Around the time I was fifteen, I wrote to Marion Zimmer Bradley for the guidelines to her magazine and I collected every copy of Asimov’s Magazine I could get my hands on. I didn’t really know what it meant to be a writer but I knew I wanted to be one and I had it in my head that it meant submitting and joining SFWA.
Writing, and more specifically, writing for publication, means cultivating a discipline that borders on obsession. Setting goals, reaching goals, and yes, failing, is part of that process. Think of it like minding a garden — too much attention and you’ll kill your crop but so will neglect. This harvest, though, isn’t something you can read about in the Farmers Almanac. You’re tending you — your motivations and productivity, compensating for whatever life is throwing in front of you at that given moment, in order to blossom.
The setting of goals is individual. Its what you hope to achieve, but should be something that you have direct control over, i.e., revising a story for submission versus a story being accepted for publication.
A lot of the advice you’ve heard repeated ad nauseam is sound: read, write, revise, submit. These should pretty much be mantra.
There’s also the voluntary bits, such as: slushing, proofreading, attending workshops and conventions, social networking, etc. These can improve your abilities as a writer, give you new insights into publishing, open up new career paths, such as editing or proofreading or publishing, and introduce you to many wonderful people.
These extracurricular activities come at a cost, both in terms of money and time. You should evaluate each according to how it applies to your goals. Voluntary work is an additive, like fertilizer. It should enhance your work or life in some way, not choke the life out of it.
Semi-related side note: I was listening to the podcast Writing Excuses 6.17: Writing Assistants last week and they mentioned Kevin J. Anderson, who probably needs no introduction. On his desk, he has a piece of paper with the word “no” written in large letters where he can see it whenever he looks up as a reminder not to take on too many projects. I think that’s a good reminder for all of us. The demands on our time get worse, not better, with success.
Set a goal and try. Accept that failure will happen and figure out why when it does. Sometimes a transitory event will kills the crop — the equivalent of a freak hailstorm. It’s okay. Repeat methods that fail due to outside influence but if it doesn’t feel right or isn’t working for you, try something else.
I’ve tried more than a few things that didn’t work for me. Points systems that lead to rewards. Withholding simple pleasures. None of them worked for long. I found lists to be effective but they needed to be short, specific, and updated frequently.
I put a cork board up over my desk a few months ago. Along with a few personal keepsakes, I keep a few things pinned up as reminder of what I’m working towards.

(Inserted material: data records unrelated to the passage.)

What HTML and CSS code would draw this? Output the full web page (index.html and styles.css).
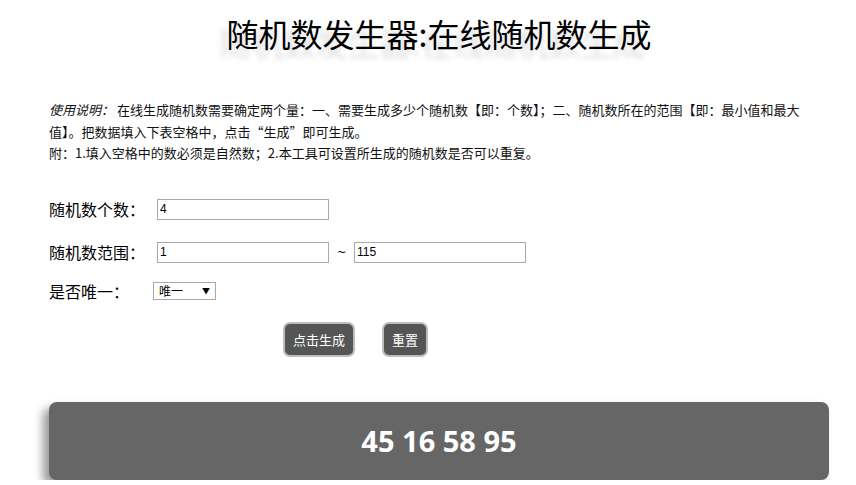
FILE: index.html
```html
<!DOCTYPE html>
<html lang="zh-CN">
<head>
<meta charset="utf-8">
<title>随机数发生器:在线随机数生成</title>
<link rel="stylesheet" href="styles.css">
</head>
<body>
<div class="page">
  <h1 class="title">随机数发生器:在线随机数生成</h1>
  <div class="desc">
    <p><em class="lead">使用说明：</em>在线生成随机数需要确定两个量：一、需要生成多少个随机数【即：个数】；二、随机数所在的范围【即：最小值和最大值】。把数据填入下表空格中，点击“生成”即可生成。</p>
    <p>附：1.填入空格中的数必须是自然数；2.本工具可设置所生成的随机数是否可以重复。</p>
  </div>
  <form class="form">
    <div class="row">
      <label class="label">随机数个数：</label>
      <input class="field" type="text" value="4">
    </div>
    <div class="row">
      <label class="label">随机数范围：</label>
      <input class="field" type="text" value="1">
      <span class="tilde">~</span>
      <input class="field" type="text" value="115">
    </div>
    <div class="row row-last">
      <label class="label label-short">是否唯一：</label>
      <span class="select-wrap">
        <select class="select">
          <option>唯一</option>
          <option>不唯一</option>
        </select>
      </span>
    </div>
  </form>
  <div class="actions">
    <button class="btn" type="button">点击生成</button>
    <button class="btn" type="button">重置</button>
  </div>
  <div class="result">45 16 58 95</div>
</div>
</body>
</html>
```
FILE: styles.css
```css
html, body {
  margin: 0;
  padding: 0;
  background: #fff;
}
body {
  font-family: "Noto Sans CJK SC", "Noto Sans", sans-serif;
  color: #000;
}
.page {
  width: 780px;
  margin-left: 49px;
}
.title {
  margin: 0;
  padding-top: 14px;
  font-size: 32px;
  line-height: 38px;
  font-weight: normal;
  text-align: center;
  color: #000;
  text-shadow: -7px 9px 5px #dedede;
}
.desc {
  margin-top: 47px;
  width: 764px;
  font-size: 13px;
  line-height: 21.5px;
  color: #111;
}
.desc p {
  margin: 0;
}
.lead {
  font-style: italic;
  margin-right: 3px;
}
.form {
  margin-top: 35px;
}
.row {
  display: flex;
  align-items: center;
  height: 21px;
  margin-bottom: 22px;
}
.row-last {
  margin-bottom: 0;
  height: 19px;
  margin-top: -3px;
}
.label {
  width: 108px;
  font-size: 16px;
  line-height: 21px;
}
.label-short {
  width: 104px;
}
.field {
  box-sizing: border-box;
  width: 172px;
  height: 21px;
  margin: 0;
  padding: 0 2px;
  border: 1px solid #a9a9a9;
  font-family: "Liberation Sans", Arial, sans-serif;
  font-size: 12px;
  color: #000;
  background: #fff;
  outline: none;
}
.tilde {
  width: 25px;
  text-align: center;
  font-family: "Liberation Sans", Arial, sans-serif;
  font-size: 14px;
}
.select-wrap {
  position: relative;
  display: flex;
  height: 18px;
}
.select-wrap::after {
  content: "▼";
  position: absolute;
  right: 6px;
  top: 4px;
  font-size: 8px;
  line-height: 10px;
  color: #000;
  pointer-events: none;
}
.select {
  -webkit-appearance: none;
  appearance: none;
  box-sizing: border-box;
  width: 63px;
  height: 18px;
  margin: 0;
  padding: 0 0 0 5px;
  border: 1px solid #a9a9a9;
  border-radius: 0;
  background: #fff;
  font-family: "Noto Sans CJK SC", sans-serif;
  font-size: 12px;
  line-height: 16px;
  color: #000;
}
.actions {
  display: flex;
  gap: 27px;
  padding-left: 234px;
  margin-top: 21px;
}
.btn {
  box-sizing: border-box;
  height: 35px;
  padding: 0 8px;
  border: 2px solid #bdbdbd;
  border-radius: 7px;
  background: #555;
  color: #fff;
  font-family: "Noto Sans CJK SC", sans-serif;
  font-size: 13px;
  cursor: pointer;
}
.result {
  margin-top: 45px;
  height: 78px;
  border-radius: 8px;
  background: #666;
  box-shadow: -6px 6px 10px #999;
  color: #fff;
  text-align: center;
  font-family: "Open Sans", sans-serif;
  font-weight: bold;
  font-size: 29px;
  line-height: 78px;
}
```
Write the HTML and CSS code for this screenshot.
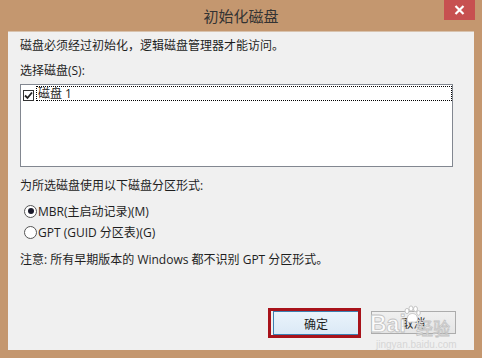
FILE: index.html
```html
<!DOCTYPE html>
<html>
<head>
<meta charset="utf-8">
<link rel="stylesheet" href="styles.css">
</head>
<body>
<div class="window">
  <div class="titlebar">
    <span class="title">初始化磁盘</span>
    <div class="close"><svg width="11" height="10" viewBox="0 0 11 10"><path d="M1.5 1 L9.5 9 M9.5 1 L1.5 9" stroke="#fff" stroke-width="2.2"/></svg></div>
  </div>
  <div class="content">
    <p class="line intro">磁盘必须经过初始化，逻辑磁盘管理器才能访问。</p>
    <p class="line label">选择磁盘(S):</p>
    <div class="listbox">
      <div class="item">
        <span class="check"><svg width="9" height="9" viewBox="0 0 9 9"><path d="M1 4.5 L3.5 7 L8 1.5" stroke="#222" stroke-width="1.8" fill="none"/></svg></span>
        <span class="itemtext">磁盘 1</span>
      </div>
    </div>
    <p class="line label2">为所选磁盘使用以下磁盘分区形式:</p>
    <div class="radios">
      <div class="radio"><span class="dot on"></span><span>MBR(主启动记录)(M)</span></div>
      <div class="radio"><span class="dot"></span><span>GPT (GUID 分区表)(G)</span></div>
    </div>
    <p class="line note">注意: 所有早期版本的 Windows 都不识别 GPT 分区形式。</p>
    <div class="spacer"></div>
    <div class="buttons">
      <button class="btn ok">确定</button>
      <button class="btn cancel">取消</button>
      <div class="watermark">
        <span class="wm-big">Bai</span>
        <svg class="wm-paw" width="20" height="20" viewBox="0 0 20 20"><g fill="#fff" stroke="#c4c4c4" stroke-width="1"><ellipse cx="5" cy="6" rx="2" ry="2.6"/><ellipse cx="9" cy="3.5" rx="2" ry="2.6"/><ellipse cx="13.5" cy="4" rx="2" ry="2.6"/><ellipse cx="16.5" cy="8" rx="1.8" ry="2.3"/><path d="M5 15 C5 10 8 8.5 10.5 8.5 C13.5 8.5 16 11 15.5 15 C15 18 11 17 10.5 17 C9 17 5 18.5 5 15 Z"/></g></svg>
        <span class="wm-cn">经验</span>
        <span class="wm-small">jingyan.baidu.com</span>
      </div>
    </div>
  </div>
</div>
</body>
</html>
```
FILE: styles.css
```css
* { box-sizing: border-box; }
html, body { margin: 0; padding: 0; }
body {
  width: 482px;
  height: 358px;
  overflow: hidden;
  font-family: "Open Sans", "Noto Sans CJK SC", sans-serif;
  font-size: 12px;
  color: #1e1e1e;
}
.window {
  width: 482px;
  height: 358px;
  background: #c4976f;
  display: flex;
  flex-direction: column;
}
.titlebar {
  position: relative;
  height: 31px;
  display: flex;
  align-items: center;
  justify-content: center;
}
.title {
  font-family: "Noto Sans CJK SC", sans-serif;
  font-size: 15px;
  color: #333;
}
.close {
  position: absolute;
  top: 0;
  left: 444px;
  width: 31px;
  height: 20px;
  background: #c75050;
  display: flex;
  align-items: center;
  justify-content: center;
}
.content {
  flex: 1;
  margin: 0 8px 8px 8px;
  background: #f0f0f0;
  padding: 6px 18px 15px 12px;
  display: flex;
  flex-direction: column;
  border-top: 1px solid #d8c2ad;
}
.line {
  margin: 0;
  line-height: 18px;
  height: 18px;
  white-space: nowrap;
}
.intro { margin-top: -1px; }
.label { margin-top: 7px; }
.listbox {
  margin-top: 4px;
  width: 433px;
  height: 83px;
  background: #fff;
  border: 1px solid #828790;
  padding: 1px 0 0 2px;
}
.item {
  height: 15px;
  display: flex;
  align-items: center;
}
.check {
  width: 11px;
  height: 11px;
  border: 1px solid #333;
  background: #fff;
  display: flex;
  align-items: center;
  justify-content: center;
  margin-top: 4px;
}
.itemtext {
  flex: 1;
  height: 15px;
  line-height: 13px;
  border: 1px dotted #000;
  margin-left: 2px;
  padding-left: 1px;
}
.label2 { margin-top: 10px; }
.radios {
  margin-top: 7px;
  display: flex;
  flex-direction: column;
  gap: 3px;
}
.radio {
  display: flex;
  align-items: center;
  height: 18px;
  padding-left: 4px;
}
.dot {
  width: 13px;
  height: 13px;
  border-radius: 50%;
  border: 1px solid #555;
  background: #fff;
  margin-right: 1px;
  position: relative;
}
.dot.on::after {
  content: "";
  position: absolute;
  left: 2.5px;
  top: 2.5px;
  width: 6px;
  height: 6px;
  border-radius: 50%;
  background: #1a1a2a;
}
.note { margin-top: 10px; }
.spacer { flex: 1; }
.buttons {
  position: relative;
  display: flex;
  justify-content: flex-end;
  gap: 12px;
}
.btn {
  font-family: "Noto Sans CJK SC", sans-serif;
  font-size: 12px;
  color: #1e1e1e;
  height: 24px;
  padding: 0;
  background: linear-gradient(#f0f0f0, #e5e5e5);
  border: 1px solid #acacac;
}
.ok {
  width: 86px;
  border-color: #3c7fb1;
  background: linear-gradient(#eaf3fb, #dbe9f6);
  position: relative;
}
.ok::before {
  content: "";
  position: absolute;
  left: -6px;
  right: -3px;
  top: -4px;
  bottom: -4px;
  border: 3px solid #a8121a;
}
.cancel {
  width: 85px;
  height: 23px;
  margin-bottom: 1px;
  color: #333;
}
.watermark {
  position: absolute;
  left: 348px;
  top: -10px;
  width: 100px;
  height: 50px;
  pointer-events: none;
  color: rgba(255,255,255,0.85);
  font-family: "Liberation Sans", sans-serif;
  -webkit-text-stroke: 0.8px #c2c2c2;
}
.wm-big { position: absolute; left: 2px; top: 10px; font-size: 23px; font-weight: bold; }
.wm-paw { position: absolute; left: 34px; top: 4px; }
.wm-cn { position: absolute; left: 48px; top: 14px; font-size: 17px; font-family: "Noto Sans CJK SC", sans-serif; }
.wm-small { position: absolute; left: 8px; top: 38px; font-size: 10px; white-space: nowrap; -webkit-text-stroke: 0; color: #d6d6d6; }
```
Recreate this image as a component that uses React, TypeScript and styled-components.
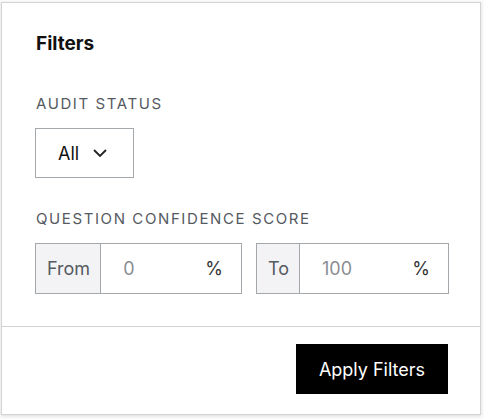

First there’s the Norse Crisis Flowchart, because it’s always good to remember to blame Loki. I have a list of goals for the current month. A growing collection of index cards with inspirational quotes. Finally, I have a spreadsheet of SFWA markets with response times and notes about what they’re looking for and my experiences submitting to them, that I refer to when I build my submission plan for new stories.
My 15 year old self didn’t know what he was doing, but that’s the thing about goals; if they’re want them bad enough, you don’t give up on them. You keep chipping away, for years or decades, if necessary.
What are your techniques for goaltending? What has, or hasn’t, worked for you?